▶ [SHORT EXERCISE]: Each line that includes the string "index" counts once; give the total and nothing else.

────────────────────

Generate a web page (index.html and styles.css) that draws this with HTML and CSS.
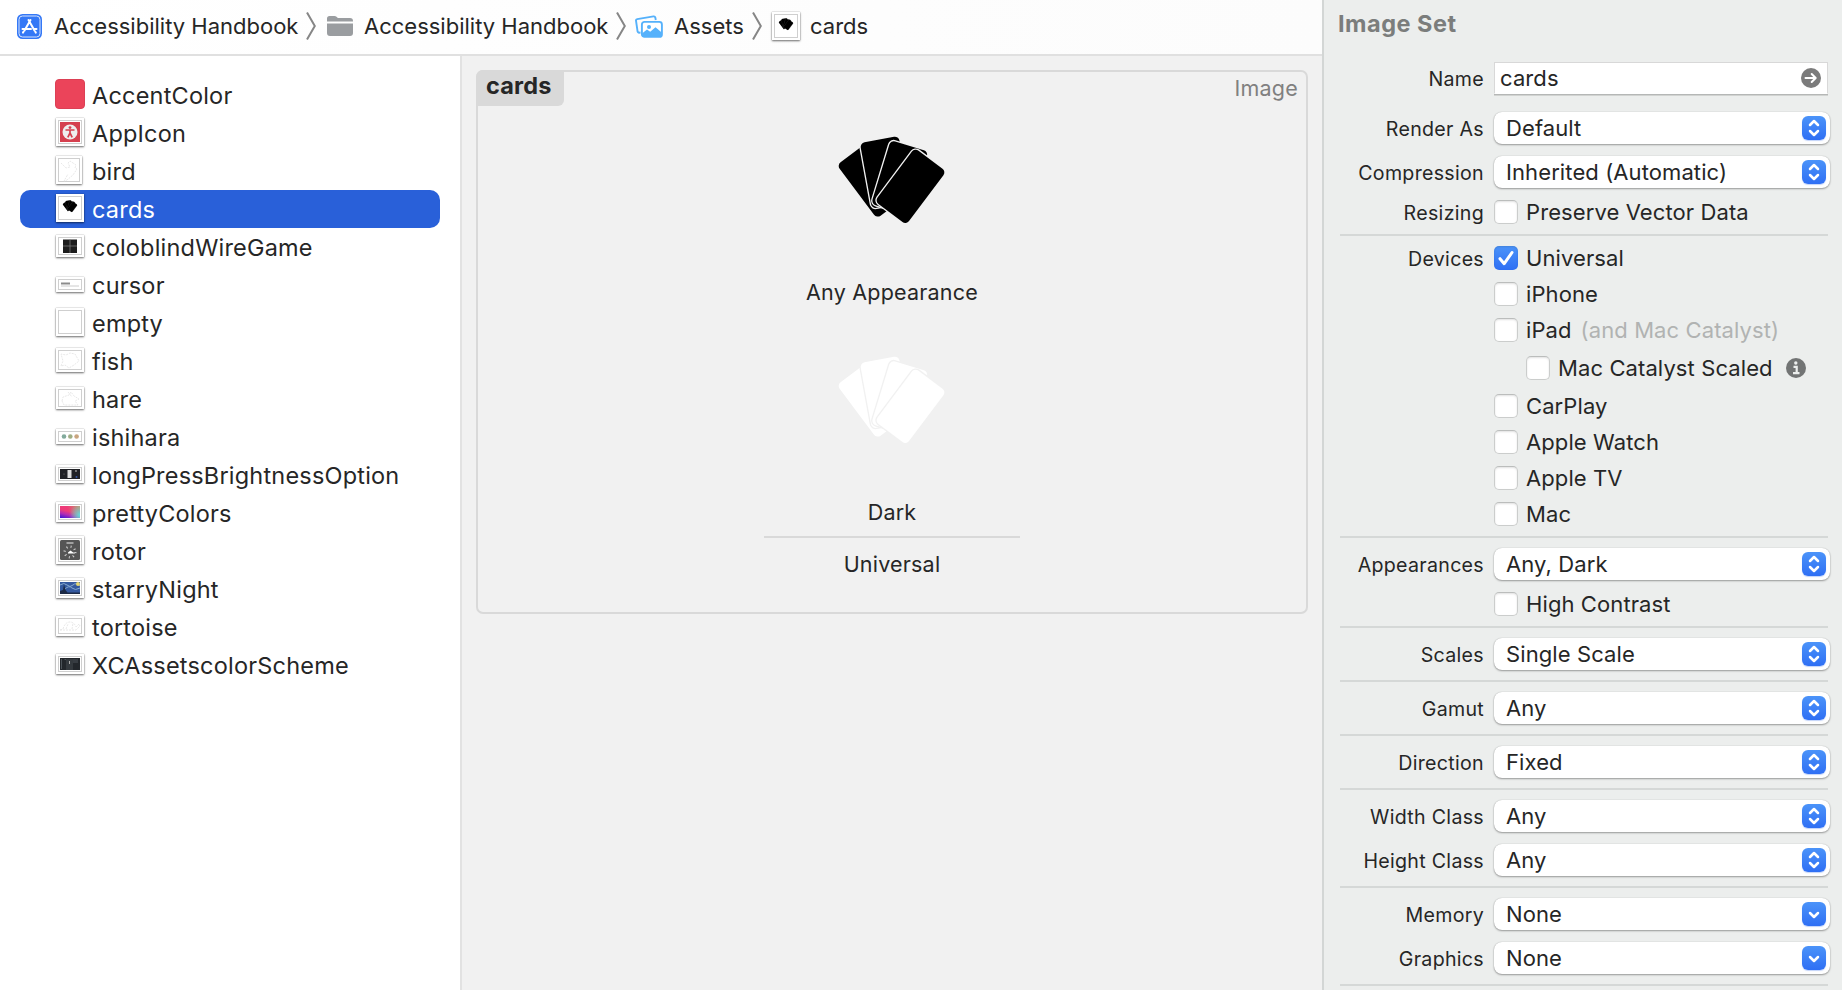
FILE: index.html
```html
<!DOCTYPE html>
<html lang="en">
<head>
<meta charset="utf-8">
<title>Assets</title>
<link rel="stylesheet" href="styles.css">
</head>
<body>
<svg class="defs" width="0" height="0">
  <defs>
    <symbol id="cards" viewBox="174 75 330 270">
      <g stroke-width="8" paint-order="stroke">
        <rect x="221.700" y="110" width="118" height="200" rx="14" transform="rotate(-36.87 280.7 210)" stroke="none"/>
        <rect x="259.700" y="87" width="118" height="200" rx="14" transform="rotate(-10.3 318.7 187)"/>
        <rect x="303.300" y="103" width="118" height="200" rx="14" transform="rotate(17 362.3 203)"/>
        <rect x="335.500" y="129" width="118" height="200" rx="14" transform="rotate(36.87 394.5 229)"/>
      </g>
    </symbol>
    <symbol id="updown" viewBox="0 0 24 24"><path d="M8 9l4-4 4 4M8 15l4 4 4-4" fill="none" stroke="#fff" stroke-width="2.500" stroke-linecap="round" stroke-linejoin="round"/></symbol>
    <symbol id="down" viewBox="0 0 24 24"><path d="M8 11l4 4 4-4" fill="none" stroke="#fff" stroke-width="2.500" stroke-linecap="round" stroke-linejoin="round"/></symbol>
    <symbol id="sep" viewBox="0 0 10 28"><path d="M1 .5L8.800 14 1 27.500" fill="none" stroke="#868686" stroke-width="2"/></symbol>
  </defs>
</svg>
<div class="window">
  <div class="workspace">
    <nav class="path">
      <svg class="app" viewBox="0 0 25 25"><rect width="25" height="25" rx="5.500" fill="#3478f6"/><rect x="2" y="2" width="21" height="21" rx="3.500" fill="none" stroke="#d5e3fd" stroke-width="1"/><path d="M13.500 6L7.500 16.500M11.500 6l6 10.500M5.500 15h8.500M16.500 15h3M6.500 17.700l-.5.900M18.300 17.700l.5.900" stroke="#fff" stroke-width="2" stroke-linecap="round" fill="none"/></svg>
      <span class="t1">Accessibility Handbook</span>
      <svg class="chev c1"><use href="#sep"/></svg>
      <svg class="folder" viewBox="0 0 26 20"><path d="M0 5.500V2.500Q0 0 2.500 0h5q1.200 0 2 .8l.8.700q.5.500 1.500.500H23q3 0 3 3v.5zM0 7.500h26V17q0 3-3 3H3q-3 0-3-3z" fill="#9a9da0"/></svg>
      <span class="t2">Accessibility Handbook</span>
      <svg class="chev c2"><use href="#sep"/></svg>
      <svg class="photos" viewBox="0 0 28 23"><path d="M5.500 17.500L4 17.700Q2.900 17.800 2.600 16.600L1 5.700Q.8 4.400 2.200 4.100L18.500 1.400Q20 1.200 20.300 2.500l.5 2.500" fill="none" stroke="#55b1fb" stroke-width="1.900"/><rect x="6.900" y="6.900" width="20" height="15" rx="2.500" fill="#fff" stroke="#55b1fb" stroke-width="1.900"/><path d="M7 18.500l5-4 3.200 2.300 5.300-4.500 6.500 5.400V22H7z" fill="#55b1fb"/><circle cx="14" cy="12" r="2" fill="#55b1fb"/></svg>
      <span class="t3">Assets</span>
      <svg class="chev c3"><use href="#sep"/></svg>
      <span class="thumb t28 crumb"><svg viewBox="0 0 28 28"><use href="#cards" x="6.500" y="6" width="15" height="12.300" fill="#000" stroke="#555"/></svg></span>
      <span class="t4">cards</span>
    </nav>
    <div class="split">
      <ul class="assets">
        <li><i><b class="swatch"></b></i><span>AccentColor</span></li>
        <li><i><b class="thumb t28"><svg viewBox="0 0 28 28"><rect x="4" y="4" width="20" height="20" fill="#d5404f"/><circle cx="14" cy="14" r="7.500" fill="#eee"/><circle cx="14" cy="9.600" r="1.400" fill="#d5404f"/><path d="M9.500 12h9M14 12v3.500M14 15l-2.200 4.300M14 15l2.200 4.300" stroke="#d5404f" stroke-width="1.700" fill="none"/></svg></b></i><span>AppIcon</span></li>
        <li><i><b class="thumb t28 slim"><svg viewBox="0 0 26 28"><path d="M5 7l5 5 4-1-2-4 2-2 6 4-1 3 2 1-4 6-6 5-3 1 4-7" fill="none" stroke="#e2e2e2" stroke-width=".8" stroke-dasharray="2 1"/></svg></b></i><span>bird</span></li>
        <li class="on"><i><b class="thumb t28"><svg viewBox="0 0 28 28"><use href="#cards" x="6.500" y="6" width="15" height="12.300" fill="#000" stroke="#555"/></svg></b></i><span>cards</span></li>
        <li><i><b class="thumb t22"><svg viewBox="0 0 28 22"><rect x="7" y="4.500" width="14" height="13.500" fill="#1c1c1c"/><path d="M14 4.500V18M7 11h14" stroke="#777" stroke-width=".8"/></svg></b></i><span>coloblindWireGame</span></li>
        <li><i><b class="thumb t15"><svg viewBox="0 0 28 15"><path d="M5 6.500h9" stroke="#8c8c8c" stroke-width="2"/><path d="M5 9h18" stroke="#ccc"/></svg></b></i><span>cursor</span></li>
        <li><i><b class="thumb t28"></b></i><span>empty</span></li>
        <li><i><b class="thumb t24"><svg viewBox="0 0 28 24"><path d="M5 18l2-5-2-7 5 1 4-2 5 1 4 7-5 4-5 3-4-3-4 1" fill="none" stroke="#e2e2e2" stroke-width=".8" stroke-dasharray="2 1"/></svg></b></i><span>fish</span></li>
        <li><i><b class="thumb t22"><svg viewBox="0 0 28 22"><path d="M6 14l1-4 6-2 2-3 3 4 5 3-4 2 3 4H8zM12 5l4 5" fill="none" stroke="#e2e2e2" stroke-width=".8" stroke-dasharray="2 1"/></svg></b></i><span>hare</span></li>
        <li><i><b class="thumb t15"><svg viewBox="0 0 28 15"><circle cx="8" cy="7.500" r="2.300" fill="#82aa9c"/><circle cx="14.300" cy="7.500" r="2.300" fill="#9fae84"/><circle cx="20.600" cy="7.500" r="2.300" fill="#c9a57f"/></svg></b></i><span>ishihara</span></li>
        <li><i><b class="thumb t18"><svg viewBox="0 0 28 18"><rect x="4" y="4" width="20" height="10" fill="#202125"/><rect x="11.500" y="5" width="4" height="8" fill="#ddd"/><circle cx="20" cy="6" r=".9" fill="#999"/><circle cx="20.500" cy="12" r="1" fill="#3455a5"/><circle cx="8" cy="9" r=".6" fill="#777"/></svg></b></i><span>longPressBrightnessOption</span></li>
        <li><i><b class="thumb t20"><em class="pretty"></em></b></i><span>prettyColors</span></li>
        <li><i><b class="thumb t28"><svg viewBox="0 0 28 28"><rect x="4" y="4" width="20" height="20" rx="1.500" fill="#555"/><path d="M10.500 7h7" stroke="#bbb" stroke-width="1.500"/><circle cx="14" cy="16" r="5.300" fill="none" stroke="#ccc" stroke-width="2.400" stroke-dasharray="1 3.160"/><path d="M12 16.500l2.500-2 2 1.500 3 1.500H12z" fill="#fff"/></svg></b></i><span>rotor</span></li>
        <li><i><b class="thumb t20"><svg viewBox="0 0 28 20"><rect x="4" y="4" width="20" height="12" fill="#34599f"/><path d="M4 7q4-3 7 0t6 0 7 1M9 11q4-4 7-1t8 0" stroke="#86a9cd" fill="none"/><circle cx="22" cy="6" r="2" fill="#e4d673"/><path d="M4 16v-3l3-1 1-6 1.500 6 2 2.500 12.500 0v1.500z" fill="#1b2945"/></svg></b></i><span>starryNight</span></li>
        <li><i><b class="thumb t20"><svg viewBox="0 0 28 20"><path d="M4 14l3-1q2-7 7-7 4 0 6 5l3-3 1 2-4 4H8zM10 13l2-5M16 13l1-6" fill="none" stroke="#e2e2e2" stroke-width=".8" stroke-dasharray="2 1"/></svg></b></i><span>tortoise</span></li>
        <li><i><b class="thumb t20"><svg viewBox="0 0 28 20"><rect x="4" y="4" width="20" height="12" fill="#23272c"/><path d="M5.500 5v10M8.500 5.500h4M17 6h5M17 8h5" stroke="#4c5359"/><rect x="10" y="5" width="7" height="11" fill="#34393e"/><path d="M13.500 7v3" stroke="#aaa"/></svg></b></i><span>XCAssetscolorScheme</span></li>
      </ul>
      <main class="canvas">
        <section class="set">
          <header><h1>cards</h1><span>Image</span></header>
          <figure><svg class="art"><use href="#cards" fill="#000" stroke="#f1f1f1"/></svg><figcaption class="any">Any Appearance</figcaption></figure>
          <figure><svg class="art"><use href="#cards" fill="#fff" stroke="#f1f1f1"/></svg><figcaption>Dark</figcaption></figure>
          <p class="idiom">Universal</p>
        </section>
      </main>
    </div>
  </div>
  <aside class="inspector">
    <h2>Image Set</h2>
    <section class="first">
      <div class="row name"><label>Name</label><div class="field">cards<svg viewBox="0 0 20 20"><circle cx="10" cy="10" r="10" fill="#7b7b7b"/><path d="M4.500 10h10M10.700 6l4 4-4 4" fill="none" stroke="#fff" stroke-width="2" stroke-linecap="round" stroke-linejoin="round"/></svg></div></div>
      <div class="row"><label>Render As</label><div class="select">Default<svg><use href="#updown"/></svg></div></div>
      <div class="row"><label>Compression</label><div class="select">Inherited (Automatic)<svg><use href="#updown"/></svg></div></div>
      <div class="row check"><label>Resizing</label><b class="box"></b><span>Preserve Vector Data</span></div>
    </section>
    <section class="devices">
      <div class="row check"><label>Devices</label><b class="box checked"><svg viewBox="0 0 24 24"><path d="M6 12.700l4.200 5L18 6.500" fill="none" stroke="#fff" stroke-width="3" stroke-linecap="round" stroke-linejoin="round"/></svg></b><span>Universal</span></div>
      <div class="row check"><label></label><b class="box"></b><span>iPhone</span></div>
      <div class="row check"><label></label><b class="box"></b><span>iPad</span><span class="hint">(and Mac Catalyst)</span></div>
      <div class="row check nested"><label></label><b class="box"></b><span>Mac Catalyst Scaled</span><svg class="info" viewBox="0 0 20 20"><circle cx="10" cy="10" r="10" fill="#727474"/><circle cx="9.800" cy="5" r="1.700" fill="#eceeed"/><path d="M7.500 8.900h3.200v5.800M7 15.200h6.500" fill="none" stroke="#eceeed" stroke-width="2.200"/></svg></div>
      <div class="row check"><label></label><b class="box"></b><span>CarPlay</span></div>
      <div class="row check"><label></label><b class="box"></b><span>Apple Watch</span></div>
      <div class="row check"><label></label><b class="box"></b><span>Apple TV</span></div>
      <div class="row check"><label></label><b class="box"></b><span>Mac</span></div>
    </section>
    <section>
      <div class="row"><label>Appearances</label><div class="select">Any, Dark<svg><use href="#updown"/></svg></div></div>
      <div class="row check"><label></label><b class="box"></b><span>High Contrast</span></div>
    </section>
    <section><div class="row"><label>Scales</label><div class="select">Single Scale<svg><use href="#updown"/></svg></div></div></section>
    <section><div class="row"><label>Gamut</label><div class="select">Any<svg><use href="#updown"/></svg></div></div></section>
    <section><div class="row"><label>Direction</label><div class="select">Fixed<svg><use href="#updown"/></svg></div></div></section>
    <section>
      <div class="row"><label>Width Class</label><div class="select">Any<svg><use href="#updown"/></svg></div></div>
      <div class="row"><label>Height Class</label><div class="select">Any<svg><use href="#updown"/></svg></div></div>
    </section>
    <section>
      <div class="row"><label>Memory</label><div class="select">None<svg><use href="#down"/></svg></div></div>
      <div class="row"><label>Graphics</label><div class="select">None<svg><use href="#down"/></svg></div></div>
    </section>
  </aside>
</div>
</body>
</html>
```
FILE: styles.css
```css
* { box-sizing: border-box; margin: 0; padding: 0; }
body { width: 1842px; height: 990px; overflow: hidden; background: #fff; color: #262626; font-family: Inter, sans-serif; font-size: 22px; white-space: nowrap; }
svg { display: block; flex: none; }
.defs { position: absolute; }
i, em { font-style: normal; }
.window { display: flex; height: 990px; }
.workspace { width: 1322px; flex: none; display: flex; flex-direction: column; }

/* Jump bar */
.path { height: 56px; border-bottom: 2px solid #e0e0e0; display: flex; align-items: center; padding: 0 0 2px 17px; background: linear-gradient(90deg, #fff, #fcfcfc); font-size: 22px; }
.path span { flex: none; }
.app { width: 25px; height: 25px; margin-right: 12px; }
.t1 { width: 252px; }
.chev { width: 10px; height: 28px; }
.c1 { margin-right: 11px; }
.folder { width: 26px; height: 20px; margin-right: 11px; }
.t2 { width: 252px; }
.c2 { margin-right: 9px; }
.photos { width: 28px; height: 23px; margin-right: 11px; }
.t3 { width: 78px; }
.c3 { margin-right: 10px; }
.crumb { margin-right: 10px; }

.split { flex: 1; display: flex; min-height: 0; }

/* Asset list */
.assets { list-style: none; width: 460px; flex: none; padding: 20px 20px 0; font-size: 23.500px; letter-spacing: .2px; }
.assets li { height: 38px; display: flex; align-items: center; padding-left: 35px; border-radius: 10px; }
.assets i { width: 37px; padding: 0 0 2px 1px; }
.assets .on { background: #2960d9; color: #fff; }
.swatch { display: block; width: 30px; height: 30px; margin-left: -1px; border-radius: 4px; background: #eb445a; border: 1px solid #dc4055; }
.thumb { display: block; position: relative; width: 28px; background: #fff; box-shadow: 0 1px 2px rgba(0,0,0,.55), 0 0 1px rgba(0,0,0,.35); }
.thumb::before { content: ""; position: absolute; inset: 2px; border: 1px solid #cfcfcf; }
.thumb svg { position: relative; width: 100%; height: 100%; }
.t28 { height: 28px; }
.t24 { height: 24px; }
.t22 { height: 22px; }
.t20 { height: 20px; }
.t18 { height: 18px; }
.t15 { height: 15px; }
.slim { width: 26px; }
.pretty { position: absolute; inset: 4px; background: radial-gradient(circle at 100% 75%, #5ee0dc, transparent 50%), radial-gradient(circle at 100% 0, #c59a69, transparent 55%), linear-gradient(15deg, #3412d8, #b42bb3 30%, #ee3a78 52%); }

/* Editor */
.canvas { flex: 1; border-left: 2px solid #e2e2e2; background: #f1f1f1; padding: 14px; }
.set { width: 832px; height: 544px; border: 2px solid #d9d9d9; border-radius: 7px; display: flex; flex-direction: column; align-items: center; }
.set header { align-self: stretch; height: 34px; display: flex; justify-content: space-between; }
.set h1 { width: 88px; height: 36px; margin: -2px 0 0 -2px; padding-left: 10px; border-radius: 7px 0 6px 0; background: #d9d9d9; font-size: 23.500px; letter-spacing: .2px; line-height: 31px; }
.set header span { padding-right: 8px; line-height: 33px; color: #808080; font-size: 21.500px; letter-spacing: .2px; }
figure { height: 220px; display: flex; flex-direction: column; align-items: center; padding-top: 29px; font-size: 21.500px; letter-spacing: .2px; }
.art { width: 110px; height: 90px; }
figcaption { margin-top: 53px; line-height: 28px; }
.idiom { width: 256px; margin-top: -10px; border-top: 2px solid #d9d9d9; padding-top: 12px; text-align: center; line-height: 28px; font-size: 21.500px; letter-spacing: .2px; }

/* Inspector */
.inspector { flex: 1; border-left: 2px solid #d3d6d5; background: #eceeed; padding: 0 12px 0 16px; letter-spacing: .1px; }
h2 { height: 52px; line-height: 47px; margin-left: -2px; font-size: 23.500px; letter-spacing: .5px; color: #7b7d7c; }
.inspector section { width: 490px; padding: 10px 0 12px; display: flex; flex-direction: column; gap: 12px; background: linear-gradient(#d5d8d7, #d5d8d7) 0 100% / 488px 2px no-repeat; }
.row { height: 32px; display: flex; align-items: center; }
.row label { width: 144px; margin-right: 10px; text-align: right; font-size: 19.600px; letter-spacing: .3px; padding-top: 1px; }
.name { margin-bottom: 6px; }
.field { width: 334px; height: 32px; display: flex; align-items: center; justify-content: space-between; padding: 0 6px 0 5px; background: #fff; border: 1px solid #d8d8d8; border-bottom-color: #fff; box-shadow: 0 1.500px 0 #b5b7b6; }
.field svg { width: 20px; height: 20px; }
.select { width: 336px; height: 32px; display: flex; align-items: center; justify-content: space-between; padding: 0 4px 0 12px; background: #fff; border-radius: 8px; box-shadow: 0 1px 2px rgba(0,0,0,.35), 0 0 1px rgba(0,0,0,.25); }
.select svg { width: 24px; height: 24px; border-radius: 6px; background: linear-gradient(#4b93f9, #2f6ff4); box-shadow: 0 1px 1px rgba(50,110,240,.3); }
.check { height: 24px; }
.check span { margin-left: 8px; }
.box { width: 24px; height: 24px; border-radius: 5px; background: #fff; border: 1px solid #cbcdcc; border-top-color: #bbbdbc; box-shadow: inset 0 1px 2px rgba(0,0,0,.12); }
.checked { border: 0; background: linear-gradient(#4b93f9, #2f6ff4); }
.checked svg { width: 24px; height: 24px; }
.check .hint { color: #b1b3b2; margin-left: 9px; }
.nested { margin: 2px 0; padding-left: 32px; }
.info { width: 20px; height: 20px; margin-left: 13px; }
```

────────────────────

▶ [PROBLEM SOLUTION]: 2